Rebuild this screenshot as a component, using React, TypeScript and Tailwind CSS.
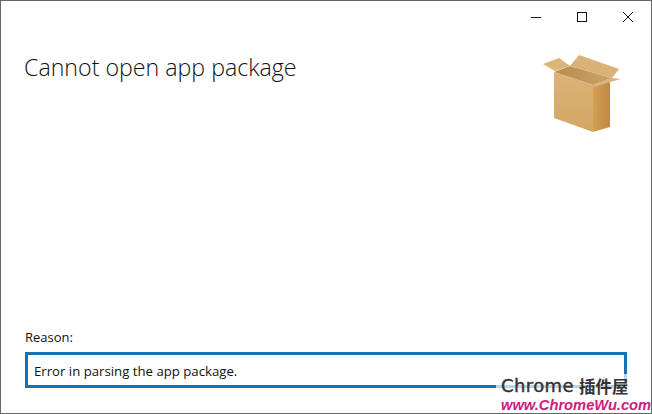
export default function App() {
  return (
    <div className="relative flex h-[414px] w-[652px] flex-col overflow-hidden border border-[#666666] bg-white text-black" style={{ fontFamily: '"Open Sans", "Noto Sans", sans-serif' }}>
      <div className="flex h-[31px] shrink-0 justify-end">
        <div className="flex w-[46px] items-center justify-center">
          <svg width="10" height="10" viewBox="0 0 10 10"><path d="M0 5.5H10" stroke="#111" strokeWidth="1" /></svg>
        </div>
        <div className="flex w-[46px] items-center justify-center">
          <svg width="10" height="10" viewBox="0 0 10 10"><rect x="0.5" y="0.5" width="9" height="9" fill="none" stroke="#111" /></svg>
        </div>
        <div className="flex w-[46px] items-center justify-center">
          <svg width="10" height="10" viewBox="0 0 10 10"><path d="M0 0L10 10M10 0L0 10" stroke="#111" strokeWidth="1" /></svg>
        </div>
      </div>
      <div className="flex items-start justify-between pl-[23px] pr-[29px] pt-[22px]">
        <h1 className="-mt-px text-[23.2px] font-light leading-[28px] text-[#111]">Cannot open app package</h1>
        <svg width="80" height="80" viewBox="0 0 80 80" className="shrink-0">
          <defs>
            <linearGradient id="front" x1="0" y1="0" x2="0" y2="1">
              <stop offset="0" stopColor="#dcb477" />
              <stop offset="1" stopColor="#d3a662" />
            </linearGradient>
            <linearGradient id="side" x1="0" y1="0" x2="1" y2="0">
              <stop offset="0" stopColor="#d39f55" />
              <stop offset="1" stopColor="#bf8a42" />
            </linearGradient>
            <linearGradient id="inner" x1="0" y1="0" x2="1" y2="0">
              <stop offset="0" stopColor="#b98c50" />
              <stop offset="1" stopColor="#cda266" />
            </linearGradient>
          </defs>
          <polygon points="28,12 70,24 51,31 12,18" fill="url(#inner)" />
          <polygon points="37,1 77,15 70,24 28,12" fill="#dab277" />
          <polygon points="1,10 17,4 28,12 13,17" fill="#dcb478" />
          <polygon points="12,18 51,31 51,78 12,64" fill="url(#front)" />
          <polygon points="51,31 68,26 68,73 51,78" fill="url(#side)" />
          <polygon points="51,31 69,24 79,25 68,28 52,33" fill="#d8b47e" />
        </svg>
      </div>
      <div className="mt-auto flex flex-col px-[24px] pb-[25px]">
        <p className="mb-[6px] text-[13px] leading-[18px] text-[#111]">Reason:</p>
        <div className="flex h-[36px] w-[602px] items-center border-[3px] border-[#1572b5] px-[6px] pt-[3px] text-[13.2px] text-[#111]">
          Error in parsing the app package.
        </div>
      </div>
      <div className="absolute left-[495px] top-[373px] flex flex-col bg-white/70 pl-[5px]">
        <span className="flex items-center gap-[5px] whitespace-nowrap leading-[24px] text-[#333]">
          <span className="text-[18px] tracking-[0.4px] [-webkit-text-stroke:0.4px_#333]" style={{ fontFamily: '"DejaVu Sans", sans-serif' }}>Chrome</span>
          <span className="text-[16.5px] font-bold" style={{ fontFamily: '"Noto Sans CJK SC", sans-serif' }}>插件屋</span>
        </span>
        <span className="whitespace-nowrap text-[14.7px] font-bold italic leading-[15px] text-[#cf1a7c]" style={{ fontFamily: '"Liberation Sans", sans-serif' }}>www.ChromeWu.com</span>
      </div>
    </div>
  );
}
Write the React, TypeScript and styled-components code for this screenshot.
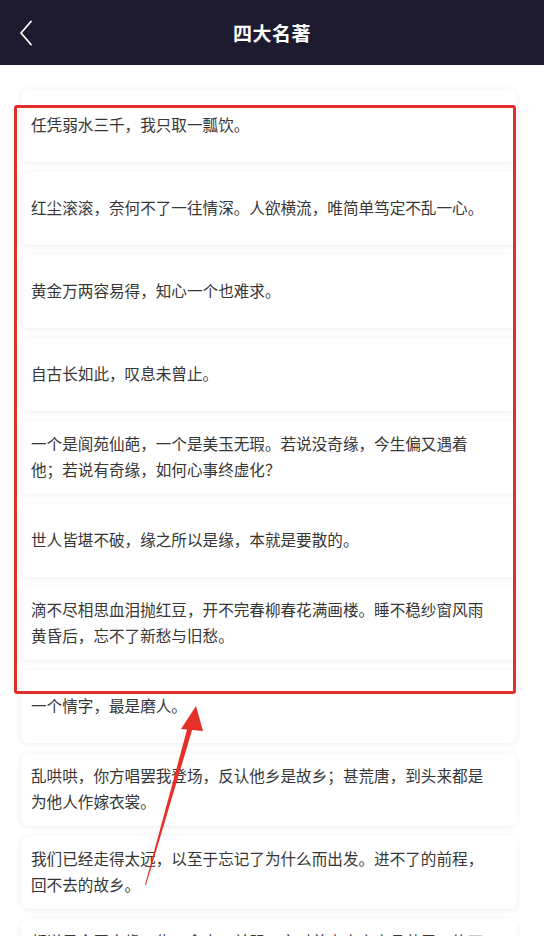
import styled, { createGlobalStyle } from "styled-components";

const GlobalStyle = createGlobalStyle`
  html, body {
    margin: 0;
    padding: 0;
    background: #ffffff;
    overflow: hidden;
  }
  body {
    font-family: "Noto Sans CJK SC", "Noto Sans", sans-serif;
  }
`;

const Page = styled.div`
  position: relative;
  width: 544px;
  height: 951px;
  overflow: hidden;
  background: #ffffff;
  display: flex;
  flex-direction: column;
`;

const NavBar = styled.header`
  height: 65px;
  flex-shrink: 0;
  background: #1e1b31;
  display: grid;
  grid-template-columns: 60px 1fr 60px;
  align-items: center;
`;

const BackButton = styled.button`
  border: none;
  background: none;
  padding: 0 0 0 18px;
  height: 65px;
  display: flex;
  align-items: center;
  cursor: pointer;
`;

const Title = styled.h1`
  margin: 0;
  text-align: center;
  color: #ffffff;
  font-size: 19px;
  font-weight: 700;
  letter-spacing: 0.5px;
`;

const Scroller = styled.main`
  flex: 1;
  overflow: hidden;
`;

const List = styled.ul`
  list-style: none;
  margin: 0;
  padding: 24px 27px 0 21px;
  display: flex;
  flex-direction: column;
  gap: 10px;
`;

const Card = styled.li`
  height: 73px;
  box-sizing: border-box;
  background: #ffffff;
  border-radius: 8px;
  box-shadow: 0 1px 6px rgba(0, 0, 0, 0.07);
  padding: 0 24px 4px 10px;
  display: flex;
  align-items: center;
  flex-shrink: 0;
`;

const Quote = styled.p`
  margin: 0;
  font-size: 15.6px;
  line-height: 26px;
  color: #363636;
`;

const Footer = styled.footer`
  height: 15px;
  flex-shrink: 0;
  background: #ffffff;
`;

const Highlight = styled.div`
  position: absolute;
  left: 14px;
  top: 105px;
  width: 502px;
  height: 589px;
  box-sizing: border-box;
  border: 3px solid #e0302a;
  border-radius: 3px;
  pointer-events: none;
`;

const Pointer = styled.svg`
  position: absolute;
  left: 0;
  top: 0;
  pointer-events: none;
`;

const quotes = [
  "任凭弱水三千，我只取一瓢饮。",
  "红尘滚滚，奈何不了一往情深。人欲横流，唯简单笃定不乱一心。",
  "黄金万两容易得，知心一个也难求。",
  "自古长如此，叹息未曾止。",
  "一个是阆苑仙葩，一个是美玉无瑕。若说没奇缘，今生偏又遇着他；若说有奇缘，如何心事终虚化？",
  "世人皆堪不破，缘之所以是缘，本就是要散的。",
  "滴不尽相思血泪抛红豆，开不完春柳春花满画楼。睡不稳纱窗风雨黄昏后，忘不了新愁与旧愁。",
  "一个情字，最是磨人。",
  "乱哄哄，你方唱罢我登场，反认他乡是故乡；甚荒唐，到头来都是为他人作嫁衣裳。",
  "我们已经走得太远，以至于忘记了为什么而出发。进不了的前程，回不去的故乡。",
  "都说是金玉良缘，俺只念木石前盟。空对着山中高士晶莹雪，终不忘世外仙姝寂寞林。",
];

export default function App() {
  return (
    <Page>
      <GlobalStyle />
      <NavBar>
        <BackButton aria-label="返回">
          <svg width="16" height="26" viewBox="0 0 16 26">
            <path
              d="M13 1.5 L3 13 L13 24.5"
              fill="none"
              stroke="#ffffff"
              strokeWidth="1.8"
              strokeLinecap="round"
              strokeLinejoin="round"
            />
          </svg>
        </BackButton>
        <Title>四大名著</Title>
        <div />
      </NavBar>
      <Scroller>
        <List>
          {quotes.map((q, i) => (
            <Card key={i}>
              <Quote>{q}</Quote>
            </Card>
          ))}
        </List>
      </Scroller>
      <Footer />
      <Highlight />
      <Pointer width="544" height="951" viewBox="0 0 544 951">
        <polygon points="188,726 193,727 146,885 145,885" fill="#e5302a" />
        <polygon points="196,706 181,729 203,731" fill="#e5302a" />
      </Pointer>
    </Page>
  );
}
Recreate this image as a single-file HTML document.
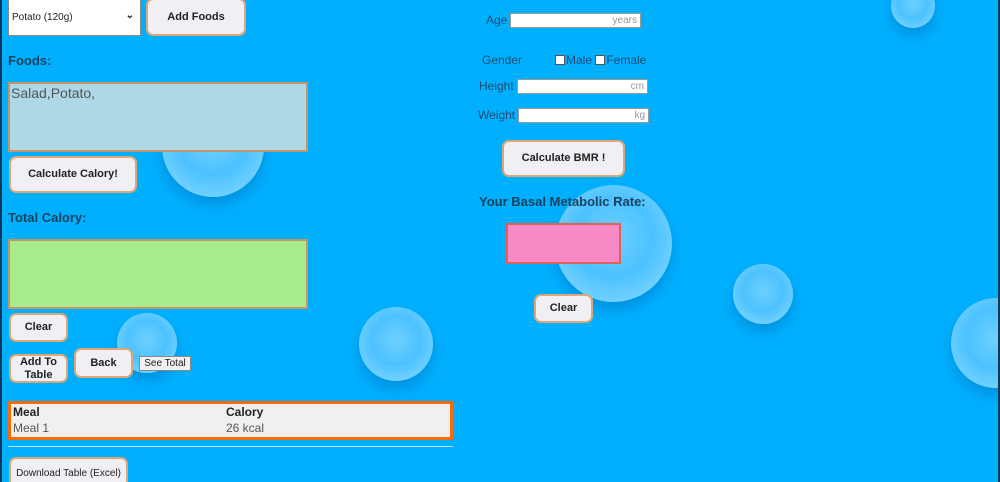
──────────────────────────────
**GOAL**
All the records above need to be given again word for word. Skip the pictures.

**EXERCISE ANSWER**
Rebuild this screenshot as a component, using React, TypeScript and Tailwind CSS.
export default function App() {
  return (
    <div className="relative flex h-[414px] w-[652px] flex-col overflow-hidden border border-[#666666] bg-white text-black" style={{ fontFamily: '"Open Sans", "Noto Sans", sans-serif' }}>
      <div className="flex h-[31px] shrink-0 justify-end">
        <div className="flex w-[46px] items-center justify-center">
          <svg width="10" height="10" viewBox="0 0 10 10"><path d="M0 5.5H10" stroke="#111" strokeWidth="1" /></svg>
        </div>
        <div className="flex w-[46px] items-center justify-center">
          <svg width="10" height="10" viewBox="0 0 10 10"><rect x="0.5" y="0.5" width="9" height="9" fill="none" stroke="#111" /></svg>
        </div>
        <div className="flex w-[46px] items-center justify-center">
          <svg width="10" height="10" viewBox="0 0 10 10"><path d="M0 0L10 10M10 0L0 10" stroke="#111" strokeWidth="1" /></svg>
        </div>
      </div>
      <div className="flex items-start justify-between pl-[23px] pr-[29px] pt-[22px]">
        <h1 className="-mt-px text-[23.2px] font-light leading-[28px] text-[#111]">Cannot open app package</h1>
        <svg width="80" height="80" viewBox="0 0 80 80" className="shrink-0">
          <defs>
            <linearGradient id="front" x1="0" y1="0" x2="0" y2="1">
              <stop offset="0" stopColor="#dcb477" />
              <stop offset="1" stopColor="#d3a662" />
            </linearGradient>
            <linearGradient id="side" x1="0" y1="0" x2="1" y2="0">
              <stop offset="0" stopColor="#d39f55" />
              <stop offset="1" stopColor="#bf8a42" />
            </linearGradient>
            <linearGradient id="inner" x1="0" y1="0" x2="1" y2="0">
              <stop offset="0" stopColor="#b98c50" />
              <stop offset="1" stopColor="#cda266" />
            </linearGradient>
          </defs>
          <polygon points="28,12 70,24 51,31 12,18" fill="url(#inner)" />
          <polygon points="37,1 77,15 70,24 28,12" fill="#dab277" />
          <polygon points="1,10 17,4 28,12 13,17" fill="#dcb478" />
          <polygon points="12,18 51,31 51,78 12,64" fill="url(#front)" />
          <polygon points="51,31 68,26 68,73 51,78" fill="url(#side)" />
          <polygon points="51,31 69,24 79,25 68,28 52,33" fill="#d8b47e" />
        </svg>
      </div>
      <div className="mt-auto flex flex-col px-[24px] pb-[25px]">
        <p className="mb-[6px] text-[13px] leading-[18px] text-[#111]">Reason:</p>
        <div className="flex h-[36px] w-[602px] items-center border-[3px] border-[#1572b5] px-[6px] pt-[3px] text-[13.2px] text-[#111]">
          Error in parsing the app package.
        </div>
      </div>
      <div className="absolute left-[495px] top-[373px] flex flex-col bg-white/70 pl-[5px]">
        <span className="flex items-center gap-[5px] whitespace-nowrap leading-[24px] text-[#333]">
          <span className="text-[18px] tracking-[0.4px] [-webkit-text-stroke:0.4px_#333]" style={{ fontFamily: '"DejaVu Sans", sans-serif' }}>Chrome</span>
          <span className="text-[16.5px] font-bold" style={{ fontFamily: '"Noto Sans CJK SC", sans-serif' }}>插件屋</span>
        </span>
        <span className="whitespace-nowrap text-[14.7px] font-bold italic leading-[15px] text-[#cf1a7c]" style={{ fontFamily: '"Liberation Sans", sans-serif' }}>www.ChromeWu.com</span>
      </div>
    </div>
  );
}
Write the React, TypeScript and styled-components code for this screenshot.
import styled, { createGlobalStyle } from "styled-components";

const GlobalStyle = createGlobalStyle`
  html, body {
    margin: 0;
    padding: 0;
    background: #ffffff;
    overflow: hidden;
  }
  body {
    font-family: "Noto Sans CJK SC", "Noto Sans", sans-serif;
  }
`;

const Page = styled.div`
  position: relative;
  width: 544px;
  height: 951px;
  overflow: hidden;
  background: #ffffff;
  display: flex;
  flex-direction: column;
`;

const NavBar = styled.header`
  height: 65px;
  flex-shrink: 0;
  background: #1e1b31;
  display: grid;
  grid-template-columns: 60px 1fr 60px;
  align-items: center;
`;

const BackButton = styled.button`
  border: none;
  background: none;
  padding: 0 0 0 18px;
  height: 65px;
  display: flex;
  align-items: center;
  cursor: pointer;
`;

const Title = styled.h1`
  margin: 0;
  text-align: center;
  color: #ffffff;
  font-size: 19px;
  font-weight: 700;
  letter-spacing: 0.5px;
`;

const Scroller = styled.main`
  flex: 1;
  overflow: hidden;
`;

const List = styled.ul`
  list-style: none;
  margin: 0;
  padding: 24px 27px 0 21px;
  display: flex;
  flex-direction: column;
  gap: 10px;
`;

const Card = styled.li`
  height: 73px;
  box-sizing: border-box;
  background: #ffffff;
  border-radius: 8px;
  box-shadow: 0 1px 6px rgba(0, 0, 0, 0.07);
  padding: 0 24px 4px 10px;
  display: flex;
  align-items: center;
  flex-shrink: 0;
`;

const Quote = styled.p`
  margin: 0;
  font-size: 15.6px;
  line-height: 26px;
  color: #363636;
`;

const Footer = styled.footer`
  height: 15px;
  flex-shrink: 0;
  background: #ffffff;
`;

const Highlight = styled.div`
  position: absolute;
  left: 14px;
  top: 105px;
  width: 502px;
  height: 589px;
  box-sizing: border-box;
  border: 3px solid #e0302a;
  border-radius: 3px;
  pointer-events: none;
`;

const Pointer = styled.svg`
  position: absolute;
  left: 0;
  top: 0;
  pointer-events: none;
`;

const quotes = [
  "任凭弱水三千，我只取一瓢饮。",
  "红尘滚滚，奈何不了一往情深。人欲横流，唯简单笃定不乱一心。",
  "黄金万两容易得，知心一个也难求。",
  "自古长如此，叹息未曾止。",
  "一个是阆苑仙葩，一个是美玉无瑕。若说没奇缘，今生偏又遇着他；若说有奇缘，如何心事终虚化？",
  "世人皆堪不破，缘之所以是缘，本就是要散的。",
  "滴不尽相思血泪抛红豆，开不完春柳春花满画楼。睡不稳纱窗风雨黄昏后，忘不了新愁与旧愁。",
  "一个情字，最是磨人。",
  "乱哄哄，你方唱罢我登场，反认他乡是故乡；甚荒唐，到头来都是为他人作嫁衣裳。",
  "我们已经走得太远，以至于忘记了为什么而出发。进不了的前程，回不去的故乡。",
  "都说是金玉良缘，俺只念木石前盟。空对着山中高士晶莹雪，终不忘世外仙姝寂寞林。",
];

export default function App() {
  return (
    <Page>
      <GlobalStyle />
      <NavBar>
        <BackButton aria-label="返回">
          <svg width="16" height="26" viewBox="0 0 16 26">
            <path
              d="M13 1.5 L3 13 L13 24.5"
              fill="none"
              stroke="#ffffff"
              strokeWidth="1.8"
              strokeLinecap="round"
              strokeLinejoin="round"
            />
          </svg>
        </BackButton>
        <Title>四大名著</Title>
        <div />
      </NavBar>
      <Scroller>
        <List>
          {quotes.map((q, i) => (
            <Card key={i}>
              <Quote>{q}</Quote>
            </Card>
          ))}
        </List>
      </Scroller>
      <Footer />
      <Highlight />
      <Pointer width="544" height="951" viewBox="0 0 544 951">
        <polygon points="188,726 193,727 146,885 145,885" fill="#e5302a" />
        <polygon points="196,706 181,729 203,731" fill="#e5302a" />
      </Pointer>
    </Page>
  );
}
Recreate this image as a single-file HTML document.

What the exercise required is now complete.